Begin

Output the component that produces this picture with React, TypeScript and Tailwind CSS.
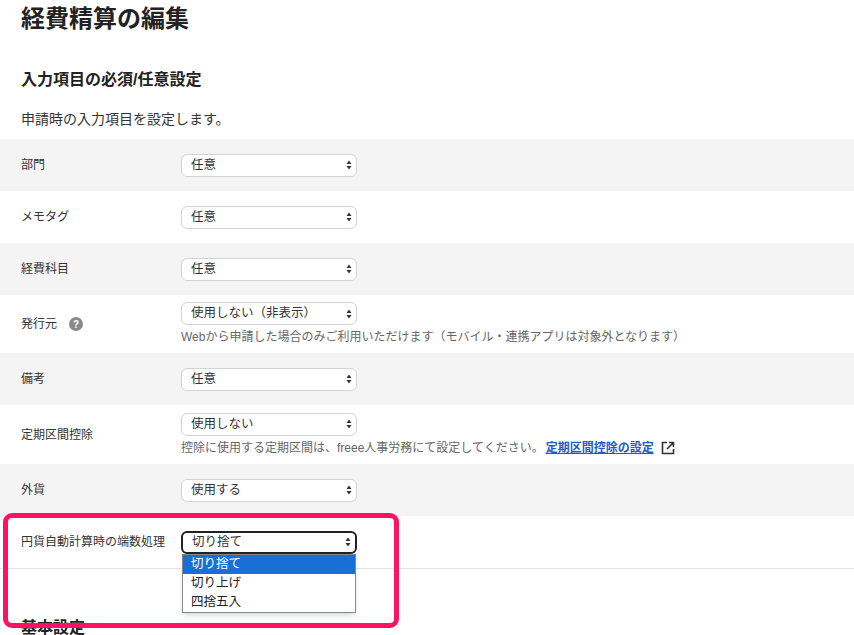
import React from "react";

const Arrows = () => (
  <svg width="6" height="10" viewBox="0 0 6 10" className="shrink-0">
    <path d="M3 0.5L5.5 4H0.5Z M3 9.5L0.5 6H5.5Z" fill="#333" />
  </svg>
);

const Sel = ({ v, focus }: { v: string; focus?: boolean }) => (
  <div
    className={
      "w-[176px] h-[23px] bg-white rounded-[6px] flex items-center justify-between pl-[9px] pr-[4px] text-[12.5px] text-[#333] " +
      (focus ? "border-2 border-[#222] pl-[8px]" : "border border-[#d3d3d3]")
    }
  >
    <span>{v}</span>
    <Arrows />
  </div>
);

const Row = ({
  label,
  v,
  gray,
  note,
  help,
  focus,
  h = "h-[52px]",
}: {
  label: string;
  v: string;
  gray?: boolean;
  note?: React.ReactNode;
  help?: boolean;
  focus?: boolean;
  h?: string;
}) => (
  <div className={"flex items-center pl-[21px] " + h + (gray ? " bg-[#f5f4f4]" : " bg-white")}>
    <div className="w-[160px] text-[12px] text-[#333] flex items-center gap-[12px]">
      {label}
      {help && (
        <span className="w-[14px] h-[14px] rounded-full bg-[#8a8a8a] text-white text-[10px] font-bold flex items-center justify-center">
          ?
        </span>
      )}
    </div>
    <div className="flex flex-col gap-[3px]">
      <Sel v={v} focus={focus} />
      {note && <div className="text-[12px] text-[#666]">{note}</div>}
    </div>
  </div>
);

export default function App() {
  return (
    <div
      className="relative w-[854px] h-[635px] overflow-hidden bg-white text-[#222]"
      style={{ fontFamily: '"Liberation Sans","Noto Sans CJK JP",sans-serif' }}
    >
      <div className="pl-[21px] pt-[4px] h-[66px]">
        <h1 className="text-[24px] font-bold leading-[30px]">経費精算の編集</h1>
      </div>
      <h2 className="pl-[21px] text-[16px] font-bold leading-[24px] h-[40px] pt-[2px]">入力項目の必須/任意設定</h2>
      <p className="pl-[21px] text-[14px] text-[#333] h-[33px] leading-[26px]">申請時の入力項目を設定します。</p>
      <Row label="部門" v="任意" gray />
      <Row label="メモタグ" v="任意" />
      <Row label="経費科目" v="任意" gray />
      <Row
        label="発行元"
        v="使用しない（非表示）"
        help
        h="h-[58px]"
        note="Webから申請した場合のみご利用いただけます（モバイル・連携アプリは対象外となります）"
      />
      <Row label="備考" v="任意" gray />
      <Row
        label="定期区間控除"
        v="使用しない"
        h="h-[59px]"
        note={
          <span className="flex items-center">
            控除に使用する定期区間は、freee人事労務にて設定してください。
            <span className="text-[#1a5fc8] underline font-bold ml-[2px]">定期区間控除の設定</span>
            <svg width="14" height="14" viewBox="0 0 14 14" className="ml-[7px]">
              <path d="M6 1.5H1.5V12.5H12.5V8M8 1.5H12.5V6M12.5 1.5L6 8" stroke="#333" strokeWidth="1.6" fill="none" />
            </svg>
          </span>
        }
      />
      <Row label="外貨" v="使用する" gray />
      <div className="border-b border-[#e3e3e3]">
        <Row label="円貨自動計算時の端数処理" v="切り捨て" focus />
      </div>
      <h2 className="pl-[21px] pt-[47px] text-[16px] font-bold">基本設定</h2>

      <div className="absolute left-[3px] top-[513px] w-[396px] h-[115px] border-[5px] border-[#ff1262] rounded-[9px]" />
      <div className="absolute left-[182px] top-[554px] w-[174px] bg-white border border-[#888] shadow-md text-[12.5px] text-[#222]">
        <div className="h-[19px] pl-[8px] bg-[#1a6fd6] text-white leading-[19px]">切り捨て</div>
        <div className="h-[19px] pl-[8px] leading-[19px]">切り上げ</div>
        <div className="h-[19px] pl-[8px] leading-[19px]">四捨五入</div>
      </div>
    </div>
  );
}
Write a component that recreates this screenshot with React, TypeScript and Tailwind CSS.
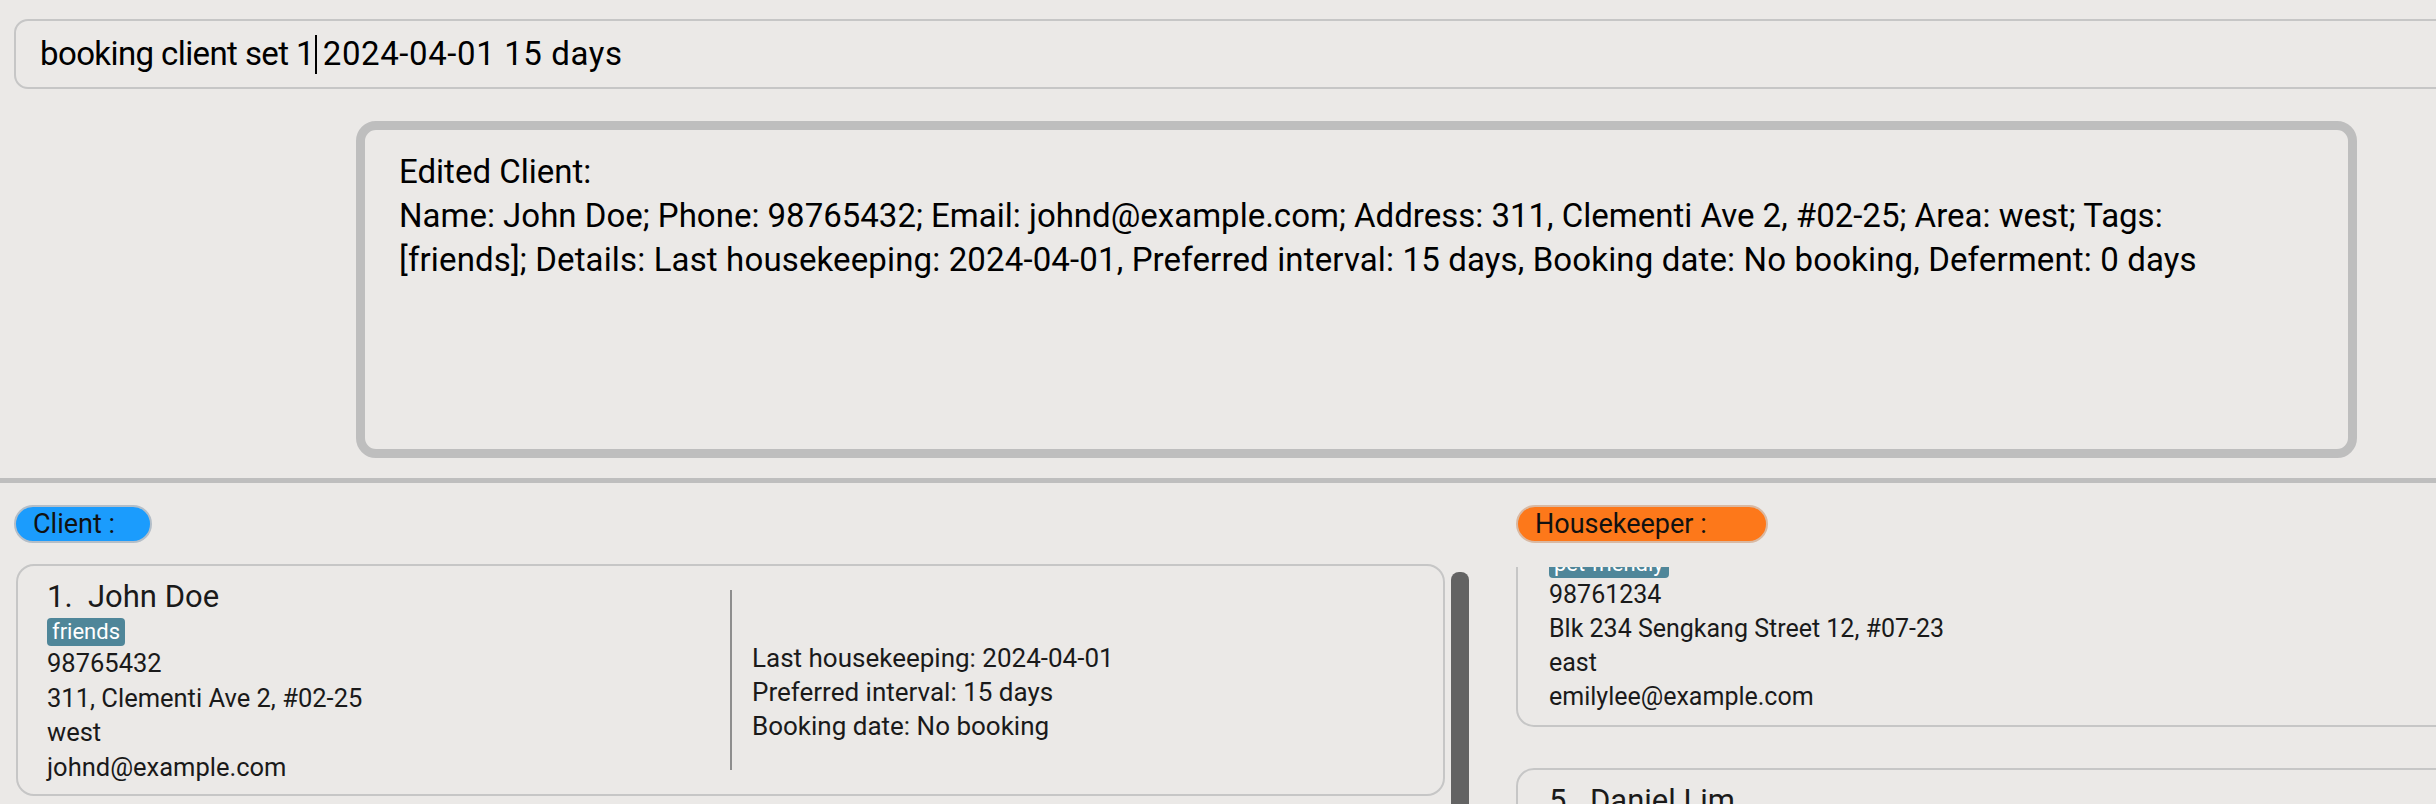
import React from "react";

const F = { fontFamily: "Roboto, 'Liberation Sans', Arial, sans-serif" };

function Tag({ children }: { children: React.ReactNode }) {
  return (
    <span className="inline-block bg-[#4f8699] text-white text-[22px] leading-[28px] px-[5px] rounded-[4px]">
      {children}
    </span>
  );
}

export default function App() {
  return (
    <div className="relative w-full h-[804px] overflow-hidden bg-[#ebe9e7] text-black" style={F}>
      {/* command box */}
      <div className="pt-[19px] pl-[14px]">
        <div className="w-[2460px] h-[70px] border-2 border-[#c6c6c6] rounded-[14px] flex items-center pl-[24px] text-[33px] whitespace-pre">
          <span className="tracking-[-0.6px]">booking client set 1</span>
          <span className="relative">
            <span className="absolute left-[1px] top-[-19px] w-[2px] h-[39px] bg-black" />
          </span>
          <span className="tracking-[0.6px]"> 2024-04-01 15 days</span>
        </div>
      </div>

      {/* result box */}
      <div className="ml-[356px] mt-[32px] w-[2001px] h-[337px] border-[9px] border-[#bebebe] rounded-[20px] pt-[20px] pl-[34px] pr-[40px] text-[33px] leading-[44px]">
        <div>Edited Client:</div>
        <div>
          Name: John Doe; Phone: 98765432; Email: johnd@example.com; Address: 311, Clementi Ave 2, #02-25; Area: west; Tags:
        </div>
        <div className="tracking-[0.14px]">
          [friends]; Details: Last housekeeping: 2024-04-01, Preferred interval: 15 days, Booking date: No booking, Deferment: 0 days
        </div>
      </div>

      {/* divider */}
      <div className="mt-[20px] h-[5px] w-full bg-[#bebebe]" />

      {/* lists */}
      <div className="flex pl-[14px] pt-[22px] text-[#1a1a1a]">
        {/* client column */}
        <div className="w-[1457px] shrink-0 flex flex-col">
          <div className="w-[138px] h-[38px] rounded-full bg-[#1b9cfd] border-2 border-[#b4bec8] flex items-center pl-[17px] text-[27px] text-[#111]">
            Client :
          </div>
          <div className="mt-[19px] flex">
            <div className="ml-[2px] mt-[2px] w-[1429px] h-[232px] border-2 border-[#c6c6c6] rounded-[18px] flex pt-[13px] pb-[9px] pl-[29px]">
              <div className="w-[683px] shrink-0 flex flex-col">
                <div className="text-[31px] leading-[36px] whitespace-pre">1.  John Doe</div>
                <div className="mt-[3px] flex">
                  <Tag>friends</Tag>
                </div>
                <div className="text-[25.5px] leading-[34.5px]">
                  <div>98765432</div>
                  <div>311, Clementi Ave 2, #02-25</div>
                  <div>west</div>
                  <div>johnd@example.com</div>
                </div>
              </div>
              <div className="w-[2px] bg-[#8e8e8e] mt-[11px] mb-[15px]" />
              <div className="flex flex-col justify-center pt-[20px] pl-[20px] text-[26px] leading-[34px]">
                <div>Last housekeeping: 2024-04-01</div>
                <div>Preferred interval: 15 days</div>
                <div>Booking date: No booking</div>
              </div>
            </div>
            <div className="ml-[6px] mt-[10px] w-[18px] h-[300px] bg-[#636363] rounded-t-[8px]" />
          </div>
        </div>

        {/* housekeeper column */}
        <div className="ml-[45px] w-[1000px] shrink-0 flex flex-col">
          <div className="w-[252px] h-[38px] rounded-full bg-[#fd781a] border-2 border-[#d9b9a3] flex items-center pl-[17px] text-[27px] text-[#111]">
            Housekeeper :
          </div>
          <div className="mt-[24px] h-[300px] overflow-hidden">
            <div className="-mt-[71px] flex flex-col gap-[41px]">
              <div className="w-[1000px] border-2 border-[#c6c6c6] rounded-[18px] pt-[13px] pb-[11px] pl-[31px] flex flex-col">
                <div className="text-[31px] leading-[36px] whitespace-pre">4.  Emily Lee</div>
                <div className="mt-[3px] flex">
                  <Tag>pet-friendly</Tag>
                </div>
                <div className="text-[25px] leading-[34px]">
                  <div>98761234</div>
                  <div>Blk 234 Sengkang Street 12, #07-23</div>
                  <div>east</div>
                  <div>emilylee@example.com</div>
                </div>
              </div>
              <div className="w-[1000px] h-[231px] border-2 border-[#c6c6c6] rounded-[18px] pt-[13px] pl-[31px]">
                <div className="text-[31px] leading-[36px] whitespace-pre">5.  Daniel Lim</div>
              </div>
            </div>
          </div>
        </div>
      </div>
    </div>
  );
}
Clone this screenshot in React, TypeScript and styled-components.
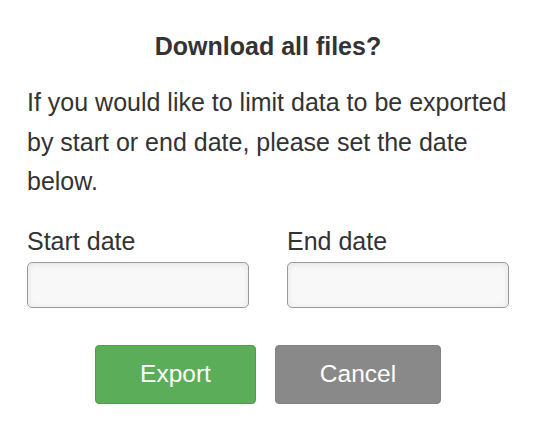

End

TASK OBJECTIVE. Examine the data above and state how many of its lines contain the word "that", with no further remarks.

PROBLEM SOLUTION. 2